▶ [What the task requires]: Exact reproduction of the data is required, with images excluded.

• • •

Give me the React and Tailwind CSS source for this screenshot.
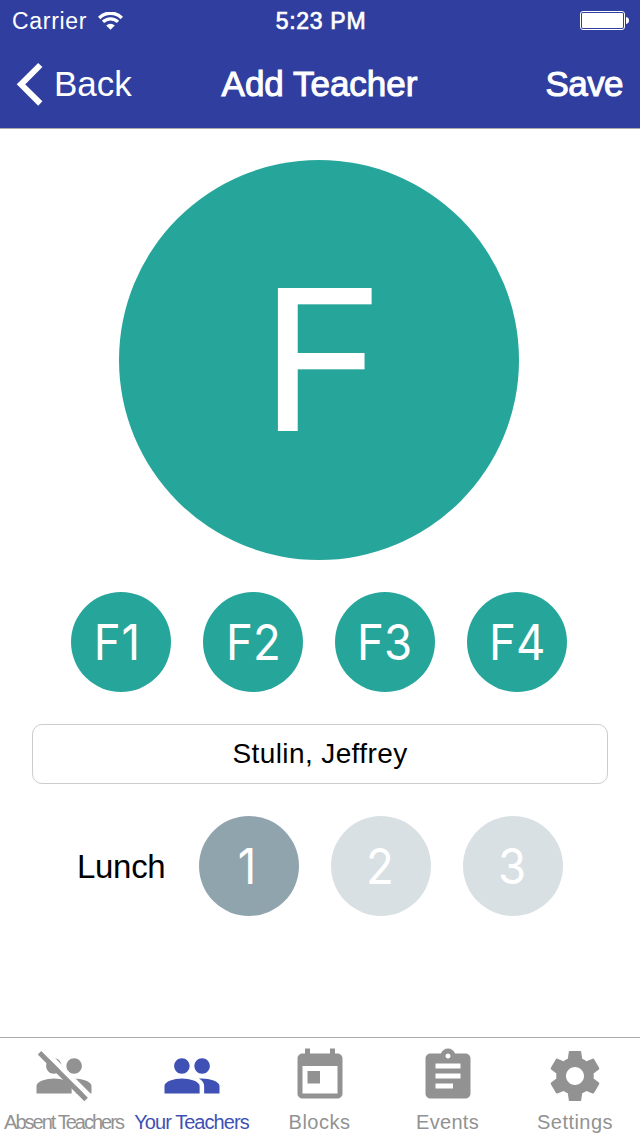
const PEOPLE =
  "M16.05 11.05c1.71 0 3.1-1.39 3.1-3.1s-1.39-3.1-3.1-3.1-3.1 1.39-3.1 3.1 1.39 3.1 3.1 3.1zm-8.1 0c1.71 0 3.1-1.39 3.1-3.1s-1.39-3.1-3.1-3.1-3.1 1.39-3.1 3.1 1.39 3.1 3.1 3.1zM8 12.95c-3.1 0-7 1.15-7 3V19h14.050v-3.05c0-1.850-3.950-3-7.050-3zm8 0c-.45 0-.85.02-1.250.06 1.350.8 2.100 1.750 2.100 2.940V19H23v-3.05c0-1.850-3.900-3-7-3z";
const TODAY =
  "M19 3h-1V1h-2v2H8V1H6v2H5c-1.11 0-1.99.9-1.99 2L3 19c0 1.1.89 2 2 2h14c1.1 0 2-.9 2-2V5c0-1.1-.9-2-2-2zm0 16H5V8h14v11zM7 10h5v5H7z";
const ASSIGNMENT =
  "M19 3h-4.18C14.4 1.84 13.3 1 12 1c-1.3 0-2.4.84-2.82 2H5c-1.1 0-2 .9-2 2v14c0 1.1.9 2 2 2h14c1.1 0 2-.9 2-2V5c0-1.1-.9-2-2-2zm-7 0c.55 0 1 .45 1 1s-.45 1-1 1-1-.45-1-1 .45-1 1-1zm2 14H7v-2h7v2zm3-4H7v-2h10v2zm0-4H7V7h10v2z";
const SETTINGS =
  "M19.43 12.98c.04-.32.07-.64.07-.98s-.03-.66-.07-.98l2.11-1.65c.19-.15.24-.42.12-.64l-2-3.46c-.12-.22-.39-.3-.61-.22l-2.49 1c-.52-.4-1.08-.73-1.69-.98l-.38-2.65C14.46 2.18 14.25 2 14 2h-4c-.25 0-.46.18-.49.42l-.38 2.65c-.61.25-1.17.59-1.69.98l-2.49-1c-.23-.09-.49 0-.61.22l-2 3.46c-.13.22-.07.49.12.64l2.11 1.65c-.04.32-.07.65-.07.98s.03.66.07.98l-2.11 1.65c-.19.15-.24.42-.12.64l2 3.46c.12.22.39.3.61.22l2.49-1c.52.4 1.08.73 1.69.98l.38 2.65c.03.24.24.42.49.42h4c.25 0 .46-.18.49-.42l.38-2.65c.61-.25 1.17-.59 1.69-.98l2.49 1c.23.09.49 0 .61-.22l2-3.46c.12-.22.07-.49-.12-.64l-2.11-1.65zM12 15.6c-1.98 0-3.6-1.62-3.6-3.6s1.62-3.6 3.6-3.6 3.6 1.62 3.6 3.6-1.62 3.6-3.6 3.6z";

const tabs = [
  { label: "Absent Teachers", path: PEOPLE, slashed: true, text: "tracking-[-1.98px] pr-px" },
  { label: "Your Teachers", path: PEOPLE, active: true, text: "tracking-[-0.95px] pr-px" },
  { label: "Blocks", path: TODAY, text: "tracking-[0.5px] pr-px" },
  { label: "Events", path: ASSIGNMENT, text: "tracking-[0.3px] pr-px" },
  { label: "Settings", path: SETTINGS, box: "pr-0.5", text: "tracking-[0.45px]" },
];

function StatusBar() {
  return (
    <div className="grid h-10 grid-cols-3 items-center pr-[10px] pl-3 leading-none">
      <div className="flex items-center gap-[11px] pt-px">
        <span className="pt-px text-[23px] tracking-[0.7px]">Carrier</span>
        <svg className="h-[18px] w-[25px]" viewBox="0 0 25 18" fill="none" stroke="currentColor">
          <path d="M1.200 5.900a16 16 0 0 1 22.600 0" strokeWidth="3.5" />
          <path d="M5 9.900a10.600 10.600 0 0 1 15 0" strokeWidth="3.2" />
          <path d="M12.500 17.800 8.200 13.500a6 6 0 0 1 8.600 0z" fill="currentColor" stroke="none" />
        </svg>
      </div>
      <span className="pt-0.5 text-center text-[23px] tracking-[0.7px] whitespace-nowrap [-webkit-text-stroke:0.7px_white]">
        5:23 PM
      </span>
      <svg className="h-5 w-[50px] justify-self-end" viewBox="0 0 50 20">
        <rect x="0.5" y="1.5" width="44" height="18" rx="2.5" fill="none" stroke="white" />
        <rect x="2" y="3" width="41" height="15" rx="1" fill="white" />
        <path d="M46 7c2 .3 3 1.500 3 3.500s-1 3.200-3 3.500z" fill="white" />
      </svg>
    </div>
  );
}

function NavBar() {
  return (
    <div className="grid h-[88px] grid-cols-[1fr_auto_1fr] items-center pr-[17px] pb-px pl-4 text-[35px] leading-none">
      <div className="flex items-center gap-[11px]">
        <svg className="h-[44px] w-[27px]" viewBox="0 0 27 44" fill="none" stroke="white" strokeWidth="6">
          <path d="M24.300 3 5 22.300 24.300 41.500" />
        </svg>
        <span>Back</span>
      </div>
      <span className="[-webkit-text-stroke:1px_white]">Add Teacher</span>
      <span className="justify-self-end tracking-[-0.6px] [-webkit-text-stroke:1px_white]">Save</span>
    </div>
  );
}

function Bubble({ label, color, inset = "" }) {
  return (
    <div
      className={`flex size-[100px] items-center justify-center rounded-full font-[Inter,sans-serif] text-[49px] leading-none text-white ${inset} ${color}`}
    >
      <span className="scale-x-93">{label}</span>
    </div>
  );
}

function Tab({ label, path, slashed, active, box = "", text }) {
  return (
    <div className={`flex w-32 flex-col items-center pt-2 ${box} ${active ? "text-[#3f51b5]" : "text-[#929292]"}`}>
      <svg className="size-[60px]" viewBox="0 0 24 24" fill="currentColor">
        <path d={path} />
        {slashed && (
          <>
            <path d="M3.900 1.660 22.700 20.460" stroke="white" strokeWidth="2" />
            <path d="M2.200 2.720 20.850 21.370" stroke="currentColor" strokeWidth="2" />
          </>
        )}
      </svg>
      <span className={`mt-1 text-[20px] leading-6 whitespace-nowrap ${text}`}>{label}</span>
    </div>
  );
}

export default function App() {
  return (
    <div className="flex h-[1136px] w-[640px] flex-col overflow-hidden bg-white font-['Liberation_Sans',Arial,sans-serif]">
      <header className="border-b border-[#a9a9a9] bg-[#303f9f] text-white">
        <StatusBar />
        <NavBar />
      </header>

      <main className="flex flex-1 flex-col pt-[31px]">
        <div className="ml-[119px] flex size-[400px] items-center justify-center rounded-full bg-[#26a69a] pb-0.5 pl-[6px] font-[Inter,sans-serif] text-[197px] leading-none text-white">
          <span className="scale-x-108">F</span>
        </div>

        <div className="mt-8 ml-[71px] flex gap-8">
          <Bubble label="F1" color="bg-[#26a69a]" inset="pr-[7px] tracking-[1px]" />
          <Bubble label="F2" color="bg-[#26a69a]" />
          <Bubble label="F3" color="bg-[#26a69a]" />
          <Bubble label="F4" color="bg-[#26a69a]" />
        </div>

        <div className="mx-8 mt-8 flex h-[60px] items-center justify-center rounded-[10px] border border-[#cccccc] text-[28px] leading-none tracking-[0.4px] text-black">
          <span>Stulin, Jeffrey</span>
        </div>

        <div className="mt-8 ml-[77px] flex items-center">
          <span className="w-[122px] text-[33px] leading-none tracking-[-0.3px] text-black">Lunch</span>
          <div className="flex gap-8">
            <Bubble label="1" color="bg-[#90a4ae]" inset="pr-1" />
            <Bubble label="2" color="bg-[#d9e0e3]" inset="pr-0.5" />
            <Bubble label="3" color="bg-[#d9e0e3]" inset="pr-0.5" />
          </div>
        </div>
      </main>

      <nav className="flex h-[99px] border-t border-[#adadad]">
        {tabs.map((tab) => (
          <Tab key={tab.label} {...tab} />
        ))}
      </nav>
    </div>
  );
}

• • •

▶ [Answer for this exercise]:
Give me the React and Tailwind CSS source for this screenshot.
const PEOPLE =
  "M16.05 11.05c1.71 0 3.1-1.39 3.1-3.1s-1.39-3.1-3.1-3.1-3.1 1.39-3.1 3.1 1.39 3.1 3.1 3.1zm-8.1 0c1.71 0 3.1-1.39 3.1-3.1s-1.39-3.1-3.1-3.1-3.1 1.39-3.1 3.1 1.39 3.1 3.1 3.1zM8 12.95c-3.1 0-7 1.15-7 3V19h14.050v-3.05c0-1.850-3.950-3-7.050-3zm8 0c-.45 0-.85.02-1.250.06 1.350.8 2.100 1.750 2.100 2.940V19H23v-3.05c0-1.850-3.900-3-7-3z";
const TODAY =
  "M19 3h-1V1h-2v2H8V1H6v2H5c-1.11 0-1.99.9-1.99 2L3 19c0 1.1.89 2 2 2h14c1.1 0 2-.9 2-2V5c0-1.1-.9-2-2-2zm0 16H5V8h14v11zM7 10h5v5H7z";
const ASSIGNMENT =
  "M19 3h-4.18C14.4 1.84 13.3 1 12 1c-1.3 0-2.4.84-2.82 2H5c-1.1 0-2 .9-2 2v14c0 1.1.9 2 2 2h14c1.1 0 2-.9 2-2V5c0-1.1-.9-2-2-2zm-7 0c.55 0 1 .45 1 1s-.45 1-1 1-1-.45-1-1 .45-1 1-1zm2 14H7v-2h7v2zm3-4H7v-2h10v2zm0-4H7V7h10v2z";
const SETTINGS =
  "M19.43 12.98c.04-.32.07-.64.07-.98s-.03-.66-.07-.98l2.11-1.65c.19-.15.24-.42.12-.64l-2-3.46c-.12-.22-.39-.3-.61-.22l-2.49 1c-.52-.4-1.08-.73-1.69-.98l-.38-2.65C14.46 2.18 14.25 2 14 2h-4c-.25 0-.46.18-.49.42l-.38 2.65c-.61.25-1.17.59-1.69.98l-2.49-1c-.23-.09-.49 0-.61.22l-2 3.46c-.13.22-.07.49.12.64l2.11 1.65c-.04.32-.07.65-.07.98s.03.66.07.98l-2.11 1.65c-.19.15-.24.42-.12.64l2 3.46c.12.22.39.3.61.22l2.49-1c.52.4 1.08.73 1.69.98l.38 2.65c.03.24.24.42.49.42h4c.25 0 .46-.18.49-.42l.38-2.65c.61-.25 1.17-.59 1.69-.98l2.49 1c.23.09.49 0 .61-.22l2-3.46c.12-.22.07-.49-.12-.64l-2.11-1.65zM12 15.6c-1.98 0-3.6-1.62-3.6-3.6s1.62-3.6 3.6-3.6 3.6 1.62 3.6 3.6-1.62 3.6-3.6 3.6z";

const tabs = [
  { label: "Absent Teachers", path: PEOPLE, slashed: true, text: "tracking-[-1.98px] pr-px" },
  { label: "Your Teachers", path: PEOPLE, active: true, text: "tracking-[-0.95px] pr-px" },
  { label: "Blocks", path: TODAY, text: "tracking-[0.5px] pr-px" },
  { label: "Events", path: ASSIGNMENT, text: "tracking-[0.3px] pr-px" },
  { label: "Settings", path: SETTINGS, box: "pr-0.5", text: "tracking-[0.45px]" },
];

function StatusBar() {
  return (
    <div className="grid h-10 grid-cols-3 items-center pr-[10px] pl-3 leading-none">
      <div className="flex items-center gap-[11px] pt-px">
        <span className="pt-px text-[23px] tracking-[0.7px]">Carrier</span>
        <svg className="h-[18px] w-[25px]" viewBox="0 0 25 18" fill="none" stroke="currentColor">
          <path d="M1.200 5.900a16 16 0 0 1 22.600 0" strokeWidth="3.5" />
          <path d="M5 9.900a10.600 10.600 0 0 1 15 0" strokeWidth="3.2" />
          <path d="M12.500 17.800 8.200 13.500a6 6 0 0 1 8.600 0z" fill="currentColor" stroke="none" />
        </svg>
      </div>
      <span className="pt-0.5 text-center text-[23px] tracking-[0.7px] whitespace-nowrap [-webkit-text-stroke:0.7px_white]">
        5:23 PM
      </span>
      <svg className="h-5 w-[50px] justify-self-end" viewBox="0 0 50 20">
        <rect x="0.5" y="1.5" width="44" height="18" rx="2.5" fill="none" stroke="white" />
        <rect x="2" y="3" width="41" height="15" rx="1" fill="white" />
        <path d="M46 7c2 .3 3 1.500 3 3.500s-1 3.200-3 3.500z" fill="white" />
      </svg>
    </div>
  );
}

function NavBar() {
  return (
    <div className="grid h-[88px] grid-cols-[1fr_auto_1fr] items-center pr-[17px] pb-px pl-4 text-[35px] leading-none">
      <div className="flex items-center gap-[11px]">
        <svg className="h-[44px] w-[27px]" viewBox="0 0 27 44" fill="none" stroke="white" strokeWidth="6">
          <path d="M24.300 3 5 22.300 24.300 41.500" />
        </svg>
        <span>Back</span>
      </div>
      <span className="[-webkit-text-stroke:1px_white]">Add Teacher</span>
      <span className="justify-self-end tracking-[-0.6px] [-webkit-text-stroke:1px_white]">Save</span>
    </div>
  );
}

function Bubble({ label, color, inset = "" }) {
  return (
    <div
      className={`flex size-[100px] items-center justify-center rounded-full font-[Inter,sans-serif] text-[49px] leading-none text-white ${inset} ${color}`}
    >
      <span className="scale-x-93">{label}</span>
    </div>
  );
}

function Tab({ label, path, slashed, active, box = "", text }) {
  return (
    <div className={`flex w-32 flex-col items-center pt-2 ${box} ${active ? "text-[#3f51b5]" : "text-[#929292]"}`}>
      <svg className="size-[60px]" viewBox="0 0 24 24" fill="currentColor">
        <path d={path} />
        {slashed && (
          <>
            <path d="M3.900 1.660 22.700 20.460" stroke="white" strokeWidth="2" />
            <path d="M2.200 2.720 20.850 21.370" stroke="currentColor" strokeWidth="2" />
          </>
        )}
      </svg>
      <span className={`mt-1 text-[20px] leading-6 whitespace-nowrap ${text}`}>{label}</span>
    </div>
  );
}

export default function App() {
  return (
    <div className="flex h-[1136px] w-[640px] flex-col overflow-hidden bg-white font-['Liberation_Sans',Arial,sans-serif]">
      <header className="border-b border-[#a9a9a9] bg-[#303f9f] text-white">
        <StatusBar />
        <NavBar />
      </header>

      <main className="flex flex-1 flex-col pt-[31px]">
        <div className="ml-[119px] flex size-[400px] items-center justify-center rounded-full bg-[#26a69a] pb-0.5 pl-[6px] font-[Inter,sans-serif] text-[197px] leading-none text-white">
          <span className="scale-x-108">F</span>
        </div>

        <div className="mt-8 ml-[71px] flex gap-8">
          <Bubble label="F1" color="bg-[#26a69a]" inset="pr-[7px] tracking-[1px]" />
          <Bubble label="F2" color="bg-[#26a69a]" />
          <Bubble label="F3" color="bg-[#26a69a]" />
          <Bubble label="F4" color="bg-[#26a69a]" />
        </div>

        <div className="mx-8 mt-8 flex h-[60px] items-center justify-center rounded-[10px] border border-[#cccccc] text-[28px] leading-none tracking-[0.4px] text-black">
          <span>Stulin, Jeffrey</span>
        </div>

        <div className="mt-8 ml-[77px] flex items-center">
          <span className="w-[122px] text-[33px] leading-none tracking-[-0.3px] text-black">Lunch</span>
          <div className="flex gap-8">
            <Bubble label="1" color="bg-[#90a4ae]" inset="pr-1" />
            <Bubble label="2" color="bg-[#d9e0e3]" inset="pr-0.5" />
            <Bubble label="3" color="bg-[#d9e0e3]" inset="pr-0.5" />
          </div>
        </div>
      </main>

      <nav className="flex h-[99px] border-t border-[#adadad]">
        {tabs.map((tab) => (
          <Tab key={tab.label} {...tab} />
        ))}
      </nav>
    </div>
  );
}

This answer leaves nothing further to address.